Keywords: efficient edge inference, low-capacity model, large scale prediction, dynamic neural networks, adaptive neural networks
TL;DR: Low-complexity model(edge) performs poorly on large-scale tasks; For efficient inference, it must learn to identify examples that benefit by querying; it has to identify both hard-to-classify examples and those that the cloud model would misclassify.

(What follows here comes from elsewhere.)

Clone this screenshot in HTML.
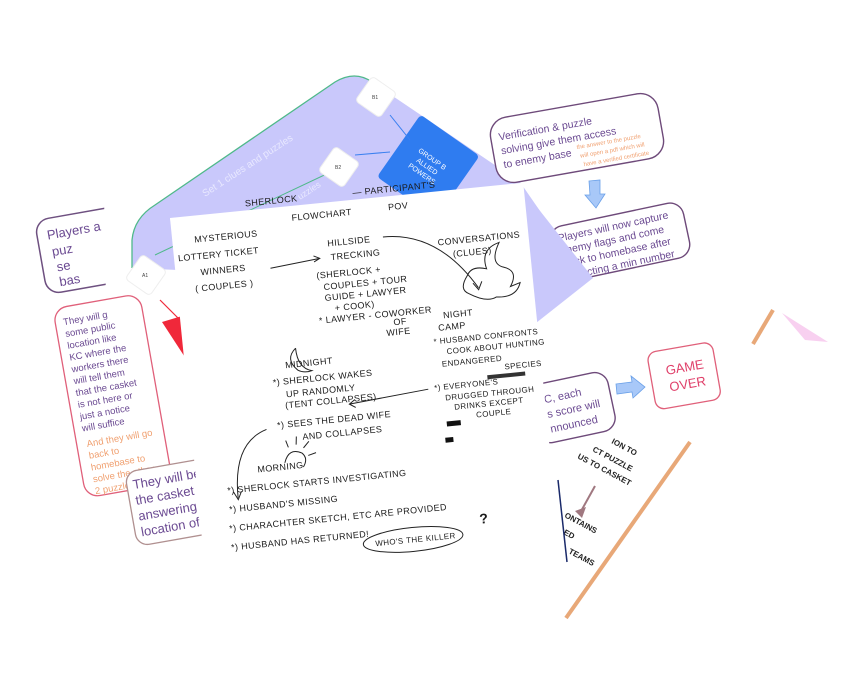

Abstract: Edge devices provide inference on predictive tasks to many end-users. However, deploying deep neural networks that achieve state-of-the-art accuracy on these devices is infeasible due to edge resource constraints. Nevertheless, cloud-only processing, the de-facto standard, is also problematic, since uploading large amounts of data imposes severe communication bottlenecks. We propose a novel end-to-end hybrid learning framework that allows the edge to selectively query only those hard examples that the cloud can classify correctly. Our framework optimizes over neural architectures and trains edge predictors and routing models so that the overall accuracy remains high while minimizing the overall latency. Training a hybrid learner is difficult since we lack annotations of hard edge-examples. We introduce a novel proxy supervision in this context and show that our method adapts seamlessly and near optimally across different latency regimes. On the ImageNet dataset, our proposed method deployed on a micro-controller unit exhibits $25\%$ reduction in latency compared to cloud-only processing while suffering no excess loss.
Anonymous Url: I certify that there is no URL (e.g., github page) that could be used to find authors’ identity.
No Acknowledgement Section: I certify that there is no acknowledgement section in this submission for double blind review.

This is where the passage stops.